Lucimar Mutarelli é a esposa de Lourenço Mutarelli, um dos poucos prosadores da literatura brasileira contemporânea pelo qual eu tenho apreço. Foi com um misto de entusiasmo e desconfiança que descobri que também ela lançara-se à atividade literária. Entusiasmo pois, se a literatura e os quadrinhos de Lourenço me agradam o bastante, presumo que a convivência faz com que exista uma influência mútua. A desconfiança obedece a uma lógica um pouco mais pessimista: quiçá a publicação se devesse, primariamente, ao sobrenome.Nenhuma das duas opções, porém, concretizou-se plenamente em Entre o trem e a plataforma. Ou seja: nem Lucimar é um gênio literário paralelo ao de Mutarelli, nem é um daqueles casos de marketing nepotista. O livro é “honesto” o suficiente, tanto nas qualidades quanto nos defeitos.

Laura, a personagem central, é uma datilógrafa cujo psiquiatra orientou que escrevesse, como uma forma de terapia. É no metrô, indo para o trabalho, que ela preenche seus praticamente infinitos caderninhos: a mãe, sentindo-se culpada pela filha precisar recorrer a esse tipo de tratamento, faz com que seu estoque de cadernos nunca termine. Preenche os cadernos de maneira diferente. Os que vai mostrar para o médico estão cheios de engrandecedoras e otimistas frases de autoconhecimento, furtadas das telenovelas. O outro tipo, cadernos que só mostrará para o amor de sua vida – rapaz que escolheu no metrô pelo belo sorriso.

O enredo não tem grandes reviravoltas. Mas é justamente isso que importa: a falta de ação na vida de Laura, e a inação da própria personagem. A novela é um grande conto sobre a inércia humana – e sobre o sofrimento que ela causa. Contribui para isso o estilo seco, telegráfico e um tanto irônico de Lucimar (que me lembra um pouco do marido da autora, especialmente em O Natimorto). O maior trunfo, porém, é o tratamento bizarro que o mundo recebe. Mesmo se tratando de coisas completamente normais, como relações entre colegas de trabalho ou os desencontros dos passageiros de um metrô lotado, Lucimar transforma tudo em uma distopia.

Em alguns momentos, porém, isso parece um tanto quanto exagerado e dá um ar demasiado ingênuo ao livro. Não que isso seja necessariamente ruim, mas, pessoalmente, acho que quebra um tanto a atmosfera criada. Em alguns momentos parece que Lucimar está forçando a mão para que as coisas saiam como saíram – e que, se escrevesse de modo mais natural, as coisas seriam diferentes. Como eu disse, não é necessariamente ruim, mas às vezes incomoda.

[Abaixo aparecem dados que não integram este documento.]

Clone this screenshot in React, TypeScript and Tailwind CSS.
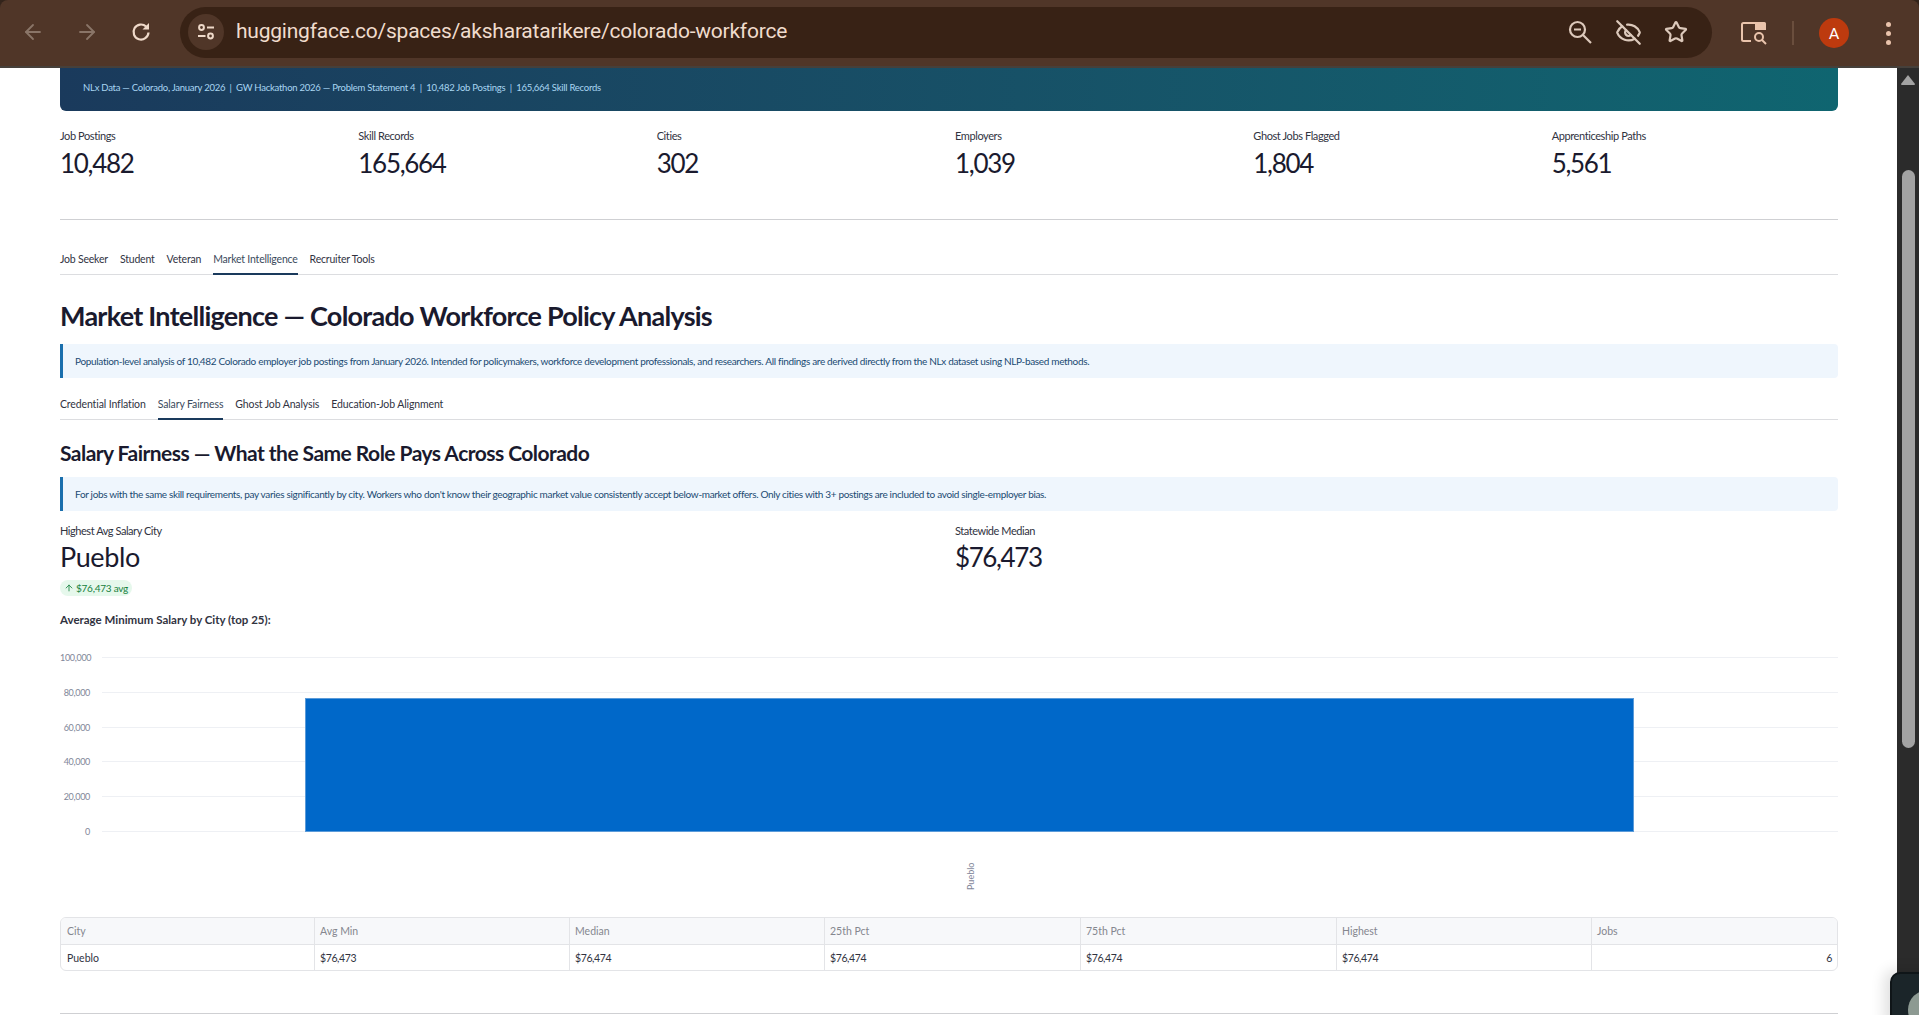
import { ArrowLeft, ArrowRight, EyeOff, Star, ArrowUp } from "lucide-react";

const stats = [
  ["Job Postings", "10,482"],
  ["Skill Records", "165,664"],
  ["Cities", "302"],
  ["Employers", "1,039"],
  ["Ghost Jobs Flagged", "1,804"],
  ["Apprenticeship Paths", "5,561"],
];
const ticks = ["100,000", "80,000", "60,000", "40,000", "20,000", "0"];
const heads = ["City", "Avg Min", "Median", "25th Pct", "75th Pct", "Highest", "Jobs"];
const cells = ["Pueblo", "$76,473", "$76,474", "$76,474", "$76,474", "$76,474", "6"];

function Tabs({ items, active, tracking }: { items: string[]; active: number; tracking: string }) {
  return (
    <div className="flex gap-[12px] border-b border-[#dcdde0] h-[33px]">
      {items.map((t, i) => (
        <div
          key={t}
          className={
            "h-[33px] flex items-center text-[10.5px] " + tracking + " " +
            (i === active ? "border-b-2 border-[#1a3a5c] text-[#3b4a5c] pt-[4px]" : "text-[#31333f] pt-[2px]")
          }
        >
          {t}
        </div>
      ))}
    </div>
  );
}

function Info({ children, className }: { children: string; className: string }) {
  return (
    <div className={"h-[34px] flex items-center bg-[#eff6fd] border-l-[3px] border-[#1a6fad] rounded-r-[4px] pl-[12px] text-[10px] tracking-[-0.33px] text-[#1a4a72] " + className}>
      {children}
    </div>
  );
}

export default function App() {
  return (
    <div className="h-[1015px] w-full overflow-hidden bg-white flex flex-col relative" style={{ fontFamily: '"Lato", sans-serif' }}>
      <div className="bg-[#33241b] shrink-0">
        <header className="h-[68px] bg-[#503628] border-b-2 border-[#46403b] flex items-center rounded-t-[8px]">
          <div className="w-[180px] pl-[21px] flex items-center gap-[30px] pb-[2px]">
            <ArrowLeft size={24} strokeWidth={1.8} className="text-[#8a7568]" />
            <ArrowRight size={24} strokeWidth={1.8} className="text-[#8a7568]" />
            <svg width="24" height="24" viewBox="0 0 24 24" fill="none">
              <path d="M19.5 12.5a7.5 7.5 0 1 1-2.4-6" stroke="#efd9c9" strokeWidth="2.2" />
              <path d="M20 3v6.5h-6.5z" fill="#efd9c9" />
            </svg>
          </div>
          <div className="w-[1532px] h-[51px] mb-[2px] rounded-[26px] bg-[#382215] flex items-center pl-[8px] pr-[24px]">
            <div className="w-[36px] h-[36px] rounded-full bg-[#503628] flex items-center justify-center">
              <svg width="20" height="20" viewBox="0 0 20 20" fill="none" stroke="#efd9c9" strokeWidth="2">
                <circle cx="5.5" cy="5.5" r="2.4" />
                <path d="M11 5.5h7M2 14h7.5" />
                <circle cx="14.5" cy="14" r="2.4" />
              </svg>
            </div>
            <span className="ml-[12px] text-[21px] tracking-[-0.22px] text-[#f0dccd]" style={{ fontFamily: '"Roboto", sans-serif' }}>
              huggingface.co/spaces/aksharatarikere/colorado-workforce
            </span>
            <div className="ml-auto flex items-center gap-[22px] text-[#dcc9bb]">
              <svg width="26" height="26" viewBox="0 0 26 26" fill="none" stroke="currentColor" strokeWidth="2.2">
                <circle cx="10.5" cy="10.5" r="7.5" />
                <path d="M7 10.5h7M16 16l8 8" />
              </svg>
              <EyeOff size={27} strokeWidth={2} />
              <Star size={24} strokeWidth={2.2} />
            </div>
          </div>
          <div className="flex items-center ml-[29px]">
            <svg width="26" height="24" viewBox="0 0 26 24" fill="none">
              <path d="M10 20H2.5A1.5 1.5 0 0 1 1 18.5v-15A1.5 1.5 0 0 1 2.5 2H14" stroke="#eac4ac" strokeWidth="2" />
              <path d="M14 1h9.5A1.5 1.5 0 0 1 25 2.5V9H14z" fill="#eac4ac" />
              <circle cx="18" cy="16" r="4" stroke="#eac4ac" strokeWidth="2" />
              <path d="M21 19l4 4" stroke="#eac4ac" strokeWidth="2" />
            </svg>
            <div className="ml-[25px] w-[2px] h-[24px] bg-[#6a4e3d]" />
            <div className="ml-[25px] w-[30px] h-[30px] rounded-full bg-[#bd3a0e] text-white text-[15px] flex items-center justify-center">A</div>
            <div className="ml-[37px] flex flex-col gap-[4px]">
              <div className="w-[5px] h-[5px] rounded-full bg-[#eac4ac]" />
              <div className="w-[5px] h-[5px] rounded-full bg-[#eac4ac]" />
              <div className="w-[5px] h-[5px] rounded-full bg-[#eac4ac]" />
            </div>
          </div>
        </header>
      </div>

      <div className="flex flex-1 min-h-0">
        <main className="flex-1 min-w-0 pl-[60px] pr-[59px]">
          <div className="h-[43px] rounded-b-[6px] bg-gradient-to-r from-[#1a3a5c] to-[#0f6570] flex items-center pl-[23px] text-[9.5px] tracking-[-0.25px] text-[#a9d6f2] pb-[2px]">
            NLx Data — Colorado, January 2026&nbsp;&nbsp;|&nbsp;&nbsp;GW Hackathon 2026 — Problem Statement 4&nbsp;&nbsp;|&nbsp;&nbsp;10,482 Job Postings&nbsp;&nbsp;|&nbsp;&nbsp;165,664 Skill Records
          </div>

          <div className="grid grid-cols-6 gap-[16px] mt-[18px] pr-[4px]">
            {stats.map(([l, v]) => (
              <div key={l}>
                <div className="h-[13px] leading-[13px] text-[11px] tracking-[-0.4px] text-[#31333f]">{l}</div>
                <div className="mt-[4px] h-[34px] leading-[34px] text-[26px] tracking-[-1.3px] text-[#1a1a2e]">{v}</div>
              </div>
            ))}
          </div>

          <div className="h-px bg-[#cfd0d3] mt-[39px]" />

          <div className="mt-[22px]">
            <Tabs tracking="tracking-[-0.2px]" items={["Job Seeker", "Student", "Veteran", "Market Intelligence", "Recruiter Tools"]} active={3} />
          </div>

          <h1 className="mt-[22px] h-[38px] leading-[38px] text-[27px] font-bold tracking-[-0.75px] text-[#1a1a2e]">
            Market Intelligence — Colorado Workforce Policy Analysis
          </h1>

          <Info className="mt-[9px]">Population-level analysis of 10,482 Colorado employer job postings from January 2026. Intended for policymakers, workforce development professionals, and researchers. All findings are derived directly from the NLx dataset using NLP-based methods.</Info>

          <div className="mt-[9px]">
            <Tabs tracking="tracking-[-0.12px]" items={["Credential Inflation", "Salary Fairness", "Ghost Job Analysis", "Education-Job Alignment"]} active={1} />
          </div>

          <h2 className="mt-[17px] h-[32px] leading-[32px] text-[21px] font-bold tracking-[-0.54px] text-[#1a1a2e]">
            Salary Fairness — What the Same Role Pays Across Colorado
          </h2>

          <Info className="mt-[8px]">For jobs with the same skill requirements, pay varies significantly by city. Workers who don't know their geographic market value consistently accept below-market offers. Only cities with 3+ postings are included to avoid single-employer bias.</Info>

          <div className="grid grid-cols-2 gap-[16px] mt-[13px] pr-[4px]">
            <div>
              <div className="h-[14px] leading-[14px] text-[11px] tracking-[-0.45px] text-[#31333f]">Highest Avg Salary City</div>
              <div className="mt-[2px] h-[34px] leading-[34px] text-[27px] tracking-[-0.4px] text-[#1a1a2e]">Pueblo</div>
              <div className="mt-[6px] flex w-fit items-center h-[16px] rounded-full bg-[#e6f8ec] px-[4px] text-[10px] tracking-[-0.25px] text-[#15803d]">
                <ArrowUp size={10} strokeWidth={2} className="mr-[2px]" />$76,473 avg
              </div>
            </div>
            <div>
              <div className="h-[14px] leading-[14px] text-[11px] tracking-[-0.45px] text-[#31333f]">Statewide Median</div>
              <div className="mt-[2px] h-[34px] leading-[34px] text-[26px] tracking-[-1.4px] text-[#1a1a2e]">$76,473</div>
            </div>
          </div>

          <div className="mt-[16px] h-[16px] leading-[16px] text-[11.5px] font-bold text-[#31333f]">
            Average Minimum Salary by City (top 25):
          </div>

          <div className="mt-[29px] flex">
            <div className="w-[30px] h-[175px] flex flex-col justify-between text-right text-[9px] tracking-[-0.3px] leading-[1px] text-[#7f8699]">
              {ticks.map((t) => (
                <div key={t} className="h-px">{t}</div>
              ))}
            </div>
            <div className="flex-1 ml-[12px] h-[175px] flex flex-col justify-between relative">
              {ticks.map((t) => (
                <div key={t} className="h-px bg-[#eef0f4]" />
              ))}
              <div className="absolute left-[203px] w-[1329px] top-[41px] bottom-0 bg-[#0068c9] border border-[#5b9bd9]" />
            </div>
          </div>
          <div className="h-[61px] flex justify-center pl-[42px]">
            <div className="mt-[32px] text-[9px] leading-[9px] text-[#7f8699] [writing-mode:vertical-rl] rotate-180 h-[26px] text-center">Pueblo</div>
          </div>

          <div className="mt-[24px] grid grid-cols-[253px_255px_255px_256px_256px_255px_1fr] border border-[#e3e4e7] rounded-[6px] overflow-hidden h-[54px]">
            {heads.map((h, i) => (
              <div key={h} className={"h-[27px] flex items-center px-[5px] pt-[2px] bg-[#f7f8fa] border-b border-[#e3e4e7] text-[10.5px] text-[#85878f] " + (i ? "border-l" : "pl-[6px]")}>
                {h}
              </div>
            ))}
            {cells.map((c, i) => (
              <div key={i} className={"h-[27px] flex items-center px-[5px] text-[10.5px] text-[#31333f] " + (i ? "border-l border-[#e3e4e7] tracking-[-0.4px] " : "pl-[6px] ") + (i === 6 ? "justify-end" : "")}>
                {c}
              </div>
            ))}
          </div>

          <div className="h-px bg-[#cfd0d3] mt-[42px]" />
        </main>

        <aside className="w-[22px] shrink-0 bg-[#2b2b2b] flex flex-col items-center">
          <svg width="16" height="12" viewBox="0 0 16 12" className="mt-[6px]">
            <path d="M8 1l7 9a1 1 0 0 1-1 1H2a1 1 0 0 1-1-1z" fill="#a3a3a3" />
          </svg>
          <div className="mt-[84px] w-[13px] h-[578px] rounded-full bg-[#a3a3a3]" />
        </aside>
      </div>

      <div className="absolute left-[1890px] top-[972px] w-[60px] h-[60px] rounded-[10px] bg-[#1b2529] border-2 border-[#0f1518] shadow-[-6px_-2px_14px_rgba(0,0,0,0.12)] p-[4px]">
        <div className="mt-[12px] ml-[12px] w-[40px] h-[40px] rounded-full bg-[#8d9a92]" />
      </div>
    </div>
  );
}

Algo que me deixou intrigado foi a relação do livro com o filme Insolação, dirigido por Felipe Hirsch. Não vi o filme inteiro, apenas alguns trechos – e a impressão geral foi de que são duas coisas bastante diferentes. Preciso, é claro, assistir ao filme com o devido cuidado para poder ter uma opinião de verdade sobre isso, mas vale a menção aqui.

O livro é bastante curto, e dividido em uma grande quantidade de capítulos também muito curtos. Com isso, a leitura é bastante rápida – o que evita que a obra se torne cansativa.

Para uma primeira obra em prosa, acho que Lucimar se saiu bastante bem. Parece-me, aliás, ter sido relativamente mais feliz do que em suas obras dramatúrgicas. Conseguiu encontrar uma voz própria, sem, porém, distanciar-se do que Lourenço faz – e, inegavelmente, ambos influenciam-se mutuamente, se não por outra coisa, pela convivência.